The followup, 1997's Fancy, was released on four different formats: digipak, digipak re-press, standard jewel case and hand-made metal slipcase, the latter in very limited quantity. Although work began on an unnamed fourth album, it has yet to surface. Their final show was held on Friday, March 13, 1998, at the Transmission Theater in San Francisco. The group disbanded shortly thereafter.
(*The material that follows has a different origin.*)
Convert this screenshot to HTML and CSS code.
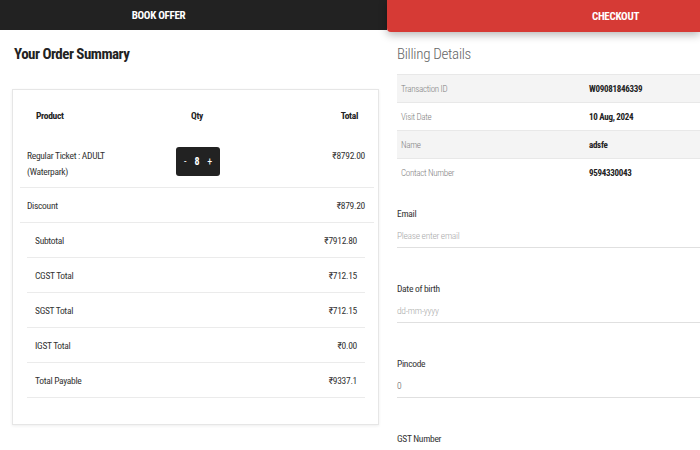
FILE: index.html
```html
<!DOCTYPE html>
<html>
<head>
<meta charset="utf-8">
<link rel="stylesheet" href="styles.css">
</head>
<body>
<div class="page">
  <div class="col left">
    <div class="bar dark">BOOK OFFER</div>
    <h1 class="title">Your Order Summary</h1>
    <div class="card">
      <div class="thead">
        <span>Product</span>
        <span>Qty</span>
        <span class="r">Total</span>
      </div>
      <div class="row main first">
        <div class="prod">Regular Ticket : ADULT<br>(Waterpark)</div>
        <div class="qty"><span>-</span><b>8</b><span>+</span></div>
        <div class="r">₹8792.00</div>
      </div>
      <div class="row main">
        <div>Discount</div>
        <div class="r">₹879.20</div>
      </div>
      <div class="row sub"><span>Subtotal</span><span>₹7912.80</span></div>
      <div class="row sub"><span>CGST Total</span><span>₹712.15</span></div>
      <div class="row sub"><span>SGST Total</span><span>₹712.15</span></div>
      <div class="row sub"><span>IGST Total</span><span>₹0.00</span></div>
      <div class="row sub"><span>Total Payable</span><span>₹9337.1</span></div>
    </div>
  </div>
  <div class="col right">
    <div class="bar red">CHECKOUT</div>
    <h2 class="billing">Billing Details</h2>
    <div class="info">
      <div class="irow shade"><span class="lbl">Transaction ID</span><span class="val">W09081846339</span></div>
      <div class="irow"><span class="lbl">Visit Date</span><span class="val">10 Aug, 2024</span></div>
      <div class="irow shade"><span class="lbl">Name</span><span class="val">adsfe</span></div>
      <div class="irow"><span class="lbl">Contact Number</span><span class="val">9594330043</span></div>
    </div>
    <div class="fields">
      <div class="field">
        <div class="flabel">Email</div>
        <div class="finput ph">Please enter email</div>
      </div>
      <div class="field">
        <div class="flabel">Date of birth</div>
        <div class="finput ph">dd-mm-yyyy</div>
      </div>
      <div class="field">
        <div class="flabel">Pincode</div>
        <div class="finput">0</div>
      </div>
      <div class="field">
        <div class="flabel">GST Number</div>
        <div class="finput"></div>
      </div>
    </div>
  </div>
</div>
</body>
</html>
```
FILE: styles.css
```css
* { box-sizing: border-box; }
body {
  margin: 0;
  font-family: "Roboto Condensed", "Roboto", sans-serif;
  font-stretch: condensed;
  letter-spacing: -0.3px;
  background: #fff;
  color: #333;
}
.page {
  display: flex;
  width: 700px;
  height: 450px;
  overflow: hidden;
}
.left { width: 387px; flex: none; }
.right { flex: 1; position: relative; z-index: 1; }

.bar {
  display: flex;
  align-items: center;
  justify-content: center;
  color: #fff;
  font-weight: bold;
  font-size: 11px;
}
.bar.dark {
  height: 30px;
  background: #222;
  padding-right: 70px;
}
.bar.red {
  height: 32px;
  background: #d63a35;
  border-bottom-left-radius: 4px;
  box-shadow: 0 3px 8px rgba(0, 0, 0, 0.28);
  padding-left: 144px;
}

.title {
  margin: 14px 0 0;
  padding-left: 14px;
  height: 20px;
  line-height: 20px;
  font-size: 15px;
  font-weight: bold;
  letter-spacing: -0.5px;
  color: #222;
}

.card {
  margin: 25px 8px 0 12px;
  height: 336px;
  border: 1px solid #e6e6e6;
  box-shadow: 0 1px 3px rgba(0, 0, 0, 0.07);
  font-size: 9.5px;
}
.thead {
  height: 50px;
  display: grid;
  grid-template-columns: 155px 1fr auto;
  align-items: center;
  padding: 0 20px 0 23px;
  font-weight: bold;
  color: #222;
}
.r { text-align: right; }

.row {
  border-bottom: 1px solid #ebebeb;
  color: #333;
}
.row.main {
  margin: 0 4px 0 7px;
  padding: 0 9px 0 7px;
  height: 35px;
  display: grid;
  grid-template-columns: 149px 44px 1fr;
  align-items: center;
}
.row.main .r { grid-column: 3; }
.row.main.first {
  height: 48px;
  align-items: start;
  padding-top: 8px;
  line-height: 16px;
}
.qty {
  margin-top: -1px;
  height: 29px;
  background: #222;
  border-radius: 3px;
  color: #fff;
  display: flex;
  align-items: center;
  justify-content: space-around;
  padding: 0 4px;
  font-size: 10px;
}
.qty b { font-weight: bold; }

.row.sub {
  margin: 0 13px 0 14px;
  padding: 0 8px;
  height: 35px;
  display: flex;
  align-items: center;
  justify-content: space-between;
}

.billing {
  margin: 12px 0 0;
  padding-left: 10px;
  height: 20px;
  line-height: 20px;
  font-size: 15px;
  font-weight: 300;
  color: #666;
}
.info {
  margin: 10px 0 0 10px;
  font-size: 9px;
}
.irow {
  height: 28px;
  display: grid;
  grid-template-columns: 188px 1fr;
  align-items: center;
  padding-left: 4px;
  border-top: 1px solid #e8e8e8;
}
.irow.shade { background: #f4f4f4; }
.lbl { color: #808080; font-weight: 300; }
.val { color: #222; font-weight: bold; }

.fields {
  padding: 21px 0 0 10px;
  font-size: 9.5px;
}
.field + .field { margin-top: 34px; }
.flabel {
  height: 14px;
  line-height: 14px;
  color: #333;
}
.finput {
  margin-top: 4px;
  height: 23px;
  line-height: 22px;
  border-bottom: 1px solid #e0e0e0;
  color: #555;
  font-weight: 300;
}
.finput.ph { color: #aaa; }
```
Frykdahl, Rathbun and Shamrock went on to form Sleepytime Gorilla Museum with Carla Kihlstedt, with whom they and Anderson had worked in Charming Hostess. Frykdahl also became a core member of the group Faun Fables with Dawn McCarthy. Jun later formed the jam band BARGOOMA!! and joined the Sun and Moon Ensemble. Anderson went on to work with Les Claypool, Cirque du Soleil, The Fuxedos, Casino Royale, Kehoe Nation, and Schloss.

==Members==
- Nils Frykdahl ("Pin") – vocals, guitar, flute, saxophone, percussion, castanets (1985–1998)
- Gene Jun ("Captain Dragon") – vocals, guitar, violin, percussion (1985–1998)
- Dan Rathbun ("The Improver") – bass, vocals, saw, talking, horn, trombone, cello (1985–1998)
- David Shamrock – drums (1985–1988)
- Chuck Squier – drums (1988–1994)
- Daniel Roth – drums, piano, saxophone (1989–1992)
- Wes Anderson ("Hyena Boy") – drums, percussion, marimba, vocals, bassoon, trash cans (1993–1998)
- Paul Dal Porto – "Helpy the Hamburger Bee", Sitar, vocals (1995–1998)
- Lorrie Murray – Hatcha, The Siamese Twin, Fire eater/torch swinger, vocals (1994–1998)
- Heidi Good – Datcha, The Siamese Twin, Fire eater/torch swinger, vocals (1995–1998)
- Brad Caswell – Puppet Show (1985–1997)

==Discography==
- Albums
- We Were All Very Worried (cassette, as Acid Rain, 1987)
- Tales of Instant Knowledge and Sure Death (LP, 1990)
- The Nothing Show (cassette/CD, 1993/1994)
- Fancy (CD, 1997)

- Singles
- Teen Devil/Twitch (7-inch EP, 1995)

- Demos
- Drip Demo (cassette, as Acid Rain, 1986)
- Rite of Spring/Gelatinous Goats (cassette, as Acid Rain, 1988)

- Compilation appearances
- Komotion International – Live and Kicking Volume 5 (cassette, 1992)
- 31 Bands Trash 31 Songs to Find the Way to Sesame Street (CD, 1995)
- Purge Distribution – A Collection (CD, 1996)
- A Compendium Preview Guide to Eyesore: A Stab at The Residents (7-inch sampler, 1996)
- Eyesore: A Stab At The Residents (CD, 1996)
- Oh God! Mother Blood! (CD sampler, 1997)
- Zehn (CD, 1997)
- Funny Rubber Hand (CD, 1998)
- Vaccination Records Rawk Party 2000–2001 (CD, 2000)
- East Timor Benefit Album (CD, 2000)

- Filmography
- Oakland Underground (DVD, 1997) Appear as themselves in Club scene playing to a studio version of "Twitch".